[START Information supplied]
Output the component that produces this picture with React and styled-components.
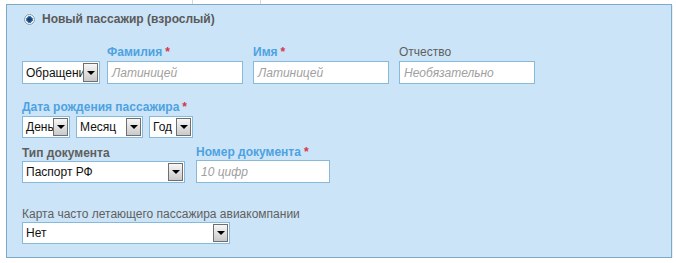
import React from "react";
import styled, { createGlobalStyle } from "styled-components";

const Global = createGlobalStyle`
  html, body { margin: 0; padding: 0; background: #fff; }
  body { font-family: "Liberation Sans", Arial, sans-serif; font-size: 12px; }
`;

const TopStrip = styled.div`
  height: 4px;
  display: flex;
`;

const TopTab = styled.div`
  margin-left: 192px;
  width: 67px;
  border-left: 1px solid #d6d6d6;
  border-right: 1px solid #d6d6d6;
`;

const Panel = styled.div`
  margin-left: 6px;
  width: 666px;
  height: 254px;
  box-sizing: border-box;
  border: 1px solid #7eaac8;
  background: #cce4f7;
  padding: 7px 15px 0;
  box-shadow: 1px 1px 0 #e3f1fb;
  display: flex;
  flex-direction: column;
`;

const RadioRow = styled.label`
  display: flex;
  align-items: center;
  gap: 7px;
  height: 14px;
  padding-left: 2px;
  font-weight: bold;
  color: #5a5a5a;
  font-size: 12px;
`;

const Radio = styled.span`
  width: 11px;
  height: 11px;
  border-radius: 50%;
  box-sizing: border-box;
  border: 1px solid #8a9aa8;
  background: radial-gradient(circle, #1d3d6a 0 2px, #3d7fc4 2.5px 3.2px, #f0f4f8 3.6px);
  box-shadow: 0 0 1px #fff;
`;

const Section = styled.div`
  display: flex;
  align-items: flex-end;
  gap: ${(p) => p.$gap || 10}px;
  margin-top: ${(p) => p.$mt}px;
`;

const Field = styled.div`
  display: flex;
  flex-direction: column;
  gap: ${(p) => p.$gap ?? 2}px;
`;

const Label = styled.div`
  height: 14px;
  line-height: 14px;
  font-size: 12px;
  color: ${(p) => (p.$accent ? "#4da2e2" : "#5f5f5f")};
  font-weight: ${(p) => (p.$bold || p.$accent ? "bold" : "normal")};
  white-space: nowrap;
`;

const Star = styled.span`
  color: #d8334d;
  margin-left: 3px;
`;

const Input = styled.div`
  width: ${(p) => p.$w}px;
  height: 23px;
  box-sizing: border-box;
  border: 1px solid #87b9da;
  background: #fff;
  padding-left: 4px;
  display: flex;
  align-items: center;
  font-style: italic;
  color: #a0a0a0;
  font-size: 12px;
`;

const SelectBox = styled.div`
  width: ${(p) => p.$w}px;
  height: ${(p) => p.$h || 22}px;
  box-sizing: border-box;
  border: 1px solid #87b9da;
  background: #fff;
  display: flex;
  align-items: center;
  padding: 1px;
  overflow: hidden;
`;

const SelectText = styled.span`
  flex: 1;
  min-width: 0;
  padding-left: 2px;
  color: #111;
  font-size: 12px;
  white-space: nowrap;
  overflow: hidden;
`;

const ArrowBtn = styled.span`
  flex: none;
  width: 15px;
  height: 100%;
  box-sizing: border-box;
  border: 1px solid #6f6f6f;
  background: linear-gradient(#f7f7f7, #c9c9c9);
  display: flex;
  align-items: center;
  justify-content: center;
`;

const Tri = styled.span`
  width: 0;
  height: 0;
  border-left: 4px solid transparent;
  border-right: 4px solid transparent;
  border-top: 4px solid #000;
`;

const Select = ({ w, h, children }) => (
  <SelectBox $w={w} $h={h}>
    <SelectText>{children}</SelectText>
    <ArrowBtn>
      <Tri />
    </ArrowBtn>
  </SelectBox>
);

export default function App() {
  return (
    <>
      <Global />
      <TopStrip>
        <TopTab />
      </TopStrip>
      <Panel>
        <RadioRow>
          <Radio />
          Новый пассажир (взрослый)
        </RadioRow>

        <Section $mt={19} $gap={7}>
          <Select w={78} h={23}>Обращение</Select>
          <Section $mt={0} $gap={10}>
            <Field>
              <Label $accent>
                Фамилия<Star>*</Star>
              </Label>
              <Input $w={136}>Латиницей</Input>
            </Field>
            <Field>
              <Label $accent>
                Имя<Star>*</Star>
              </Label>
              <Input $w={136}>Латиницей</Input>
            </Field>
            <Field>
              <Label>Отчество</Label>
              <Input $w={136}>Необязательно</Input>
            </Field>
          </Section>
        </Section>

        <Section $mt={16}>
          <Field $gap={2}>
            <Label $accent>
              Дата рождения пассажира<Star>*</Star>
            </Label>
            <Section $mt={0} $gap={6}>
              <Select w={48}>День</Select>
              <Select w={67}>Месяц</Select>
              <Select w={44}>Год</Select>
            </Section>
          </Field>
        </Section>

        <Section $mt={7} $gap={11}>
          <Field $gap={1}>
            <Label $bold>Тип документа</Label>
            <Select w={163}>Паспорт РФ</Select>
          </Field>
          <Field $gap={1}>
            <Label $accent>
              Номер документа<Star>*</Star>
            </Label>
            <Input $w={134}>10 цифр</Input>
          </Field>
        </Section>

        <Section $mt={24}>
          <Field $gap={1}>
            <Label>Карта часто летающего пассажира авиакомпании</Label>
            <Select w={208}>Нет</Select>
          </Field>
        </Section>
      </Panel>
    </>
  );
}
[END Information supplied]
Task to carry out:
Repeat the material above in full and unchanged, minus its images.

Exercise solution:
Output the component that produces this picture with React and styled-components.
import React from "react";
import styled, { createGlobalStyle } from "styled-components";

const Global = createGlobalStyle`
  html, body { margin: 0; padding: 0; background: #fff; }
  body { font-family: "Liberation Sans", Arial, sans-serif; font-size: 12px; }
`;

const TopStrip = styled.div`
  height: 4px;
  display: flex;
`;

const TopTab = styled.div`
  margin-left: 192px;
  width: 67px;
  border-left: 1px solid #d6d6d6;
  border-right: 1px solid #d6d6d6;
`;

const Panel = styled.div`
  margin-left: 6px;
  width: 666px;
  height: 254px;
  box-sizing: border-box;
  border: 1px solid #7eaac8;
  background: #cce4f7;
  padding: 7px 15px 0;
  box-shadow: 1px 1px 0 #e3f1fb;
  display: flex;
  flex-direction: column;
`;

const RadioRow = styled.label`
  display: flex;
  align-items: center;
  gap: 7px;
  height: 14px;
  padding-left: 2px;
  font-weight: bold;
  color: #5a5a5a;
  font-size: 12px;
`;

const Radio = styled.span`
  width: 11px;
  height: 11px;
  border-radius: 50%;
  box-sizing: border-box;
  border: 1px solid #8a9aa8;
  background: radial-gradient(circle, #1d3d6a 0 2px, #3d7fc4 2.5px 3.2px, #f0f4f8 3.6px);
  box-shadow: 0 0 1px #fff;
`;

const Section = styled.div`
  display: flex;
  align-items: flex-end;
  gap: ${(p) => p.$gap || 10}px;
  margin-top: ${(p) => p.$mt}px;
`;

const Field = styled.div`
  display: flex;
  flex-direction: column;
  gap: ${(p) => p.$gap ?? 2}px;
`;

const Label = styled.div`
  height: 14px;
  line-height: 14px;
  font-size: 12px;
  color: ${(p) => (p.$accent ? "#4da2e2" : "#5f5f5f")};
  font-weight: ${(p) => (p.$bold || p.$accent ? "bold" : "normal")};
  white-space: nowrap;
`;

const Star = styled.span`
  color: #d8334d;
  margin-left: 3px;
`;

const Input = styled.div`
  width: ${(p) => p.$w}px;
  height: 23px;
  box-sizing: border-box;
  border: 1px solid #87b9da;
  background: #fff;
  padding-left: 4px;
  display: flex;
  align-items: center;
  font-style: italic;
  color: #a0a0a0;
  font-size: 12px;
`;

const SelectBox = styled.div`
  width: ${(p) => p.$w}px;
  height: ${(p) => p.$h || 22}px;
  box-sizing: border-box;
  border: 1px solid #87b9da;
  background: #fff;
  display: flex;
  align-items: center;
  padding: 1px;
  overflow: hidden;
`;

const SelectText = styled.span`
  flex: 1;
  min-width: 0;
  padding-left: 2px;
  color: #111;
  font-size: 12px;
  white-space: nowrap;
  overflow: hidden;
`;

const ArrowBtn = styled.span`
  flex: none;
  width: 15px;
  height: 100%;
  box-sizing: border-box;
  border: 1px solid #6f6f6f;
  background: linear-gradient(#f7f7f7, #c9c9c9);
  display: flex;
  align-items: center;
  justify-content: center;
`;

const Tri = styled.span`
  width: 0;
  height: 0;
  border-left: 4px solid transparent;
  border-right: 4px solid transparent;
  border-top: 4px solid #000;
`;

const Select = ({ w, h, children }) => (
  <SelectBox $w={w} $h={h}>
    <SelectText>{children}</SelectText>
    <ArrowBtn>
      <Tri />
    </ArrowBtn>
  </SelectBox>
);

export default function App() {
  return (
    <>
      <Global />
      <TopStrip>
        <TopTab />
      </TopStrip>
      <Panel>
        <RadioRow>
          <Radio />
          Новый пассажир (взрослый)
        </RadioRow>

        <Section $mt={19} $gap={7}>
          <Select w={78} h={23}>Обращение</Select>
          <Section $mt={0} $gap={10}>
            <Field>
              <Label $accent>
                Фамилия<Star>*</Star>
              </Label>
              <Input $w={136}>Латиницей</Input>
            </Field>
            <Field>
              <Label $accent>
                Имя<Star>*</Star>
              </Label>
              <Input $w={136}>Латиницей</Input>
            </Field>
            <Field>
              <Label>Отчество</Label>
              <Input $w={136}>Необязательно</Input>
            </Field>
          </Section>
        </Section>

        <Section $mt={16}>
          <Field $gap={2}>
            <Label $accent>
              Дата рождения пассажира<Star>*</Star>
            </Label>
            <Section $mt={0} $gap={6}>
              <Select w={48}>День</Select>
              <Select w={67}>Месяц</Select>
              <Select w={44}>Год</Select>
            </Section>
          </Field>
        </Section>

        <Section $mt={7} $gap={11}>
          <Field $gap={1}>
            <Label $bold>Тип документа</Label>
            <Select w={163}>Паспорт РФ</Select>
          </Field>
          <Field $gap={1}>
            <Label $accent>
              Номер документа<Star>*</Star>
            </Label>
            <Input $w={134}>10 цифр</Input>
          </Field>
        </Section>

        <Section $mt={24}>
          <Field $gap={1}>
            <Label>Карта часто летающего пассажира авиакомпании</Label>
            <Select w={208}>Нет</Select>
          </Field>
        </Section>
      </Panel>
    </>
  );
}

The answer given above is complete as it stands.